If a destination table is in the To Be Created state, you can add fields before the task runs:

Add fields:
- Single table: Find the table in Destination Table Name and click the icon. Add fields in the dialog box.
- Multiple tables at once: Select the tables, click Batch Modify at the bottom of the page, then click Destination Table Schema - Batch Modify and Add Field.
Assign values to the added fields:
- Single table: Find the table and click Configure in the Value assignment column. Assign values in the Additional Field dialog box.
- Multiple tables at once: Select the tables, click Batch Modify, then click Value assignment.
Click the icon to switch the value assignment method between constants and variables.

Configure DML processing rules

Data Integration applies default DML processing rules. To customize them:

Single table: Click Configure in the Configure DML Rule column for the target table.
Multiple tables at once: Select the tables, click Batch Modify, then click Configure DML Rule.

Step 6: Configure alerts

To get notified when the task encounters issues that could delay data synchronization:

Click Configure Alert Rule in the upper-right corner of the page.
In the Alert Rule Configurations for Real-time Synchronization Subnode panel, click Add Alert Rule and fill in the parameters.
Enable or disable individual alert rules and assign recipients by severity level.

Alert rules configured here apply to the real-time synchronization subtask generated by this task. After the task is saved, you can also manage alert rules from the Real-time Synchronization Task page. For details, see Run and manage real-time synchronization tasks.

Step 7: Configure advanced parameters

To tune task behavior—for example, setting Maximum read connections to limit the load on the source database:

Click Configure Advanced Parameters in the upper-right corner of the page.
In the Configure Advanced Parameters panel, update the values.

To prevent unexpected errors or data quality issues, we recommend that you understand the meanings of the parameters before you change the values of the parameters.

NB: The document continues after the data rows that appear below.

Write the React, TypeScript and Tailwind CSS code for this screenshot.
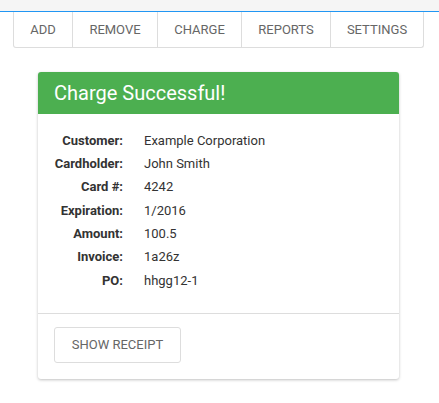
import React from 'react';

const navItems = ['Add', 'Remove', 'Charge', 'Reports', 'Settings'];

const details: [string, string][] = [
  ['Customer:', 'Example Corporation'],
  ['Cardholder:', 'John Smith'],
  ['Card #:', '4242'],
  ['Expiration:', '1/2016'],
  ['Amount:', '100.5'],
  ['Invoice:', '1a26z'],
  ['PO:', 'hhgg12-1'],
];

export default function App() {
  return (
    <div className="min-h-[403px] bg-white font-['Roboto','Liberation_Sans',sans-serif]">
      <div className="h-3 bg-[#f5f5f5] border-b border-[#2196f3]" />
      <div className="px-[13px]">
        <div className="flex w-[411px] border border-t-0 border-[#dddddd] rounded-b-[3px] bg-white">
          {navItems.map((item, i) => (
            <button
              key={item}
              className={`h-[35px] text-[13px] uppercase text-[#666666] ${
                i > 0 ? 'border-l border-[#dddddd]' : ''
              } ${
                ['w-[58px]', 'w-[85px]', 'w-[84px]', 'w-[89px]', 'w-[93px]'][i]
              }`}
            >
              {item}
            </button>
          ))}
        </div>
      </div>

      <div className="ml-[38px] mt-[24px] w-[361px] rounded-[3px] bg-white shadow-[0_1px_3px_rgba(0,0,0,0.25)] overflow-hidden">
        <div className="h-[42px] bg-[#4caf50] px-4 flex items-center">
          <h1 className="text-[20px] text-white leading-none">Charge Successful!</h1>
        </div>
        <div className="pt-[15px] pb-[21px] border-b border-[#dddddd]">
          {details.map(([label, value]) => (
            <div key={label} className="flex h-[23.3px] items-center text-[13px] text-[#333333]">
              <div className="w-[85px] text-right font-bold">{label}</div>
              <div className="ml-[21px]">{value}</div>
            </div>
          ))}
        </div>
        <div className="px-4 pt-[13px] pb-4">
          <button className="h-[36px] w-[127px] rounded-[3px] border border-[#dddddd] text-[13px] uppercase text-[#666666]">
            Show Receipt
          </button>
        </div>
      </div>
    </div>
  );
}
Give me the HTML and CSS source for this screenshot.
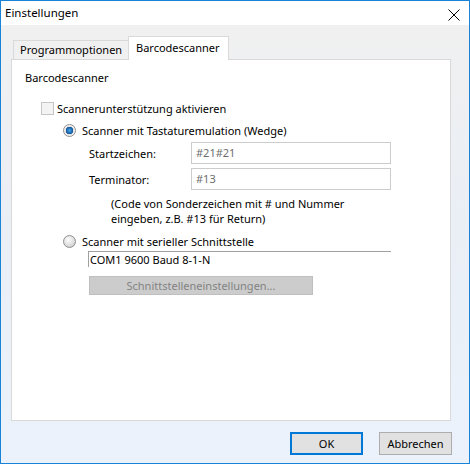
FILE: index.html
```html
<!DOCTYPE html>
<html lang="de">
<head>
    <meta charset="UTF-8">
    <title>Einstellungen</title>
    <link rel="stylesheet" href="styles.css">
</head>
<body>

    <div class="dialog">
        <!-- Title bar -->
        <div class="titlebar">
            <span class="title">Einstellungen</span>
            <svg class="close" width="12" height="12" viewBox="0 0 12 12">
                <path d="M0.5 0.5 L11.5 11.5 M11.5 0.5 L0.5 11.5" stroke="#000" stroke-width="1" fill="none"/>
            </svg>
        </div>

        <div class="client">
            <!-- Tabs -->
            <div class="tabs">
                <div class="tab">Programmoptionen</div>
                <div class="tab active">Barcodescanner</div>
            </div>

            <div class="panel">
                <div class="heading">Barcodescanner</div>

                <div class="row check-row">
                    <span class="checkbox"></span>
                    <span class="label">Scannerunterstützung aktivieren</span>
                </div>

                <div class="row radio-row first">
                    <span class="radio checked"></span>
                    <span class="label">Scanner mit Tastaturemulation (Wedge)</span>
                </div>

                <div class="field">
                    <span class="field-label">Startzeichen:</span>
                    <div class="input">#21#21</div>
                </div>
                <div class="field">
                    <span class="field-label">Terminator:</span>
                    <div class="input">#13</div>
                </div>

                <div class="note">
                    (Code von Sonderzeichen mit # und Nummer<br>
                    eingeben, z.B. #13 für Return)
                </div>

                <div class="row radio-row second">
                    <span class="radio"></span>
                    <span class="label">Scanner mit serieller Schnittstelle</span>
                </div>

                <div class="port">COM1 9600 Baud 8-1-N</div>

                <div class="btn-disabled">Schnittstelleneinstellungen...</div>
            </div>

            <!-- Dialog buttons -->
            <div class="buttons">
                <div class="btn default">OK</div>
                <div class="btn">Abbrechen</div>
            </div>
        </div>
    </div>

</body>
</html>
```

FILE: styles.css
```css
body {
    margin: 0;
    font-family: "Noto Sans", sans-serif;
    font-size: 11px;
    color: #000;
}

.dialog {
    width: 468px;
    height: 462px;
    border: 1px solid #1883d7;
    display: flex;
    flex-direction: column;
}

.titlebar {
    height: 24px;
    background-color: #fff;
    display: flex;
    align-items: center;
    justify-content: space-between;
    padding: 0 9px 0 4px;
    font-size: 11.5px;
}

.title {
    margin-top: -1px;
}

.close {
    margin-top: 4px;
}

.client {
    flex: 1;
    background: linear-gradient(#f0f0f0, #eaeff6 45%, #ebf2fb);
    padding: 11px 0 0 10px;
}

.tabs {
    display: flex;
    align-items: flex-end;
    height: 23px;
    padding-left: 2px;
}

.tab {
    height: 18px;
    line-height: 18px;
    padding: 0 6px 0 6px;
    border: 1px solid #d9d9d9;
    border-bottom: none;
    background-color: #f0f0f0;
    width: 102px;
}

.tab.active {
    position: relative;
    z-index: 1;
    width: 86px;
    height: 23px;
    line-height: 21px;
    margin-bottom: -1px;
    margin-left: -1px;
    padding: 0 6px 0 7px;
    background-color: #fff;
}

.panel {
    width: 438px;
    height: 360px;
    border: 1px solid #d9d9d9;
    background-color: #fff;
    padding: 10px 0 0 13px;
    box-sizing: content-box;
    width: 425px;
    height: 350px;
}

.heading {
    height: 16px;
    line-height: 16px;
}

.row {
    display: flex;
    align-items: center;
    height: 16px;
}

.check-row {
    margin: 14px 0 0 16px;
}

.checkbox {
    width: 11px;
    height: 11px;
    border: 1px solid #c6c6c6;
    background-color: #f3f3f3;
    margin-right: 3px;
}

.radio-row {
    margin-left: 38px;
}

.radio-row.first {
    margin-top: 6px;
}

.radio-row.second {
    margin-top: 7px;
}

.radio {
    width: 11px;
    height: 11px;
    border-radius: 50%;
    border: 1px solid #8f8f8f;
    background: radial-gradient(circle at 40% 35%, #fdfdfd, #d6d6d6 70%, #c4c4c4);
    margin-right: 6px;
}

.radio.checked {
    background: radial-gradient(circle, #49a6e6 0, #1e6fb8 2.5px, #16558e 3.5px, #e2e2e2 4px, #f6f6f6 5.5px);
}

.field {
    display: flex;
    align-items: center;
    margin: 4px 0 0 64px;
    height: 22px;
}

.field:first-of-type {
    margin-top: 4px;
}

.field-label {
    width: 102px;
}

.input {
    width: 194px;
    height: 20px;
    line-height: 20px;
    border: 1px solid #cccccc;
    padding-left: 4px;
    color: #6d6d6d;
}

.note {
    margin: 6px 0 0 86px;
    line-height: 15px;
}

.port {
    margin: 2px 0 0 63px;
    width: 301px;
    height: 15px;
    line-height: 15px;
    border-top: 1px solid #a0a0a0;
    border-left: 1px solid #a0a0a0;
    padding-left: 1px;
}

.btn-disabled {
    margin: 9px 0 0 64px;
    width: 222px;
    height: 17px;
    line-height: 17px;
    border: 1px solid #bfbfbf;
    background-color: #cccccc;
    color: #838383;
    text-align: center;
}

.buttons {
    display: flex;
    justify-content: flex-end;
    gap: 16px;
    padding-right: 17px;
    margin-top: 11px;
}

.btn {
    width: 71px;
    height: 21px;
    line-height: 21px;
    border: 1px solid #adadad;
    background-color: #e1e1e1;
    text-align: center;
}

.btn.default {
    width: 69px;
    height: 19px;
    line-height: 19px;
    border: 2px solid #0078d7;
}
```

Step 8: Configure DDL capabilities

If DDL operations such as CREATE TABLE or ADD COLUMN may occur on the source during synchronization, define how the task handles them:

Click Configure DDL Capability in the upper-right corner of the page.
Set the processing rules for DDL messages from the source.

For the full list of configurable rules, see Configure rules to process DDL messages.

Step 9: Configure resource groups

To review or change the resource groups used by this task, click Configure Resource Group in the upper-right corner of the page.

Step 10: Run the task

Click Complete at the bottom of the page to save the task.
On the Data Integration page, find the task in the Synchronization Task section and click Start in the Operation column.
Click the Name/ID of the task to view the detailed execution progress.

Monitor and manage the task

View task status

After the task starts, its status appears in the Synchronization Task list. Click the Execution Overview area for a real-time summary.

The task runs through three sequential phases:

Phase	Description
Structure migration	Creates destination tables—either from existing tables or by generating DDL statements automatically
Full initialization	Performs a one-time export of all selected tables, reporting progress and record count
Real-time data synchronization	Continuously replicates incremental changes, tracking DML records, DDL records, and any alerts

Use the Operation column to Start or Stop the task, or open the More menu to Edit, View, or perform other management operations.

Rerun the task

Use Rerun in two scenarios:

Rerun without configuration changes

Click More > Rerun to repeat full synchronization and incremental synchronization from the beginning.

Rerun after adding or removing tables

In some special cases, if you add tables to or remove tables from the source, or change the schema or name of a destination table, you can rerun the task after the change.

Update the task configuration with the new table selection and click Complete.
In the Operation column, click Apply Updates.

During this rerun, the synchronization task synchronizes data only from the newly added tables to the destination, or only from the mapped source table to the destination table whose schema or name is changed. Data in tables that were already synchronized is not re-synced.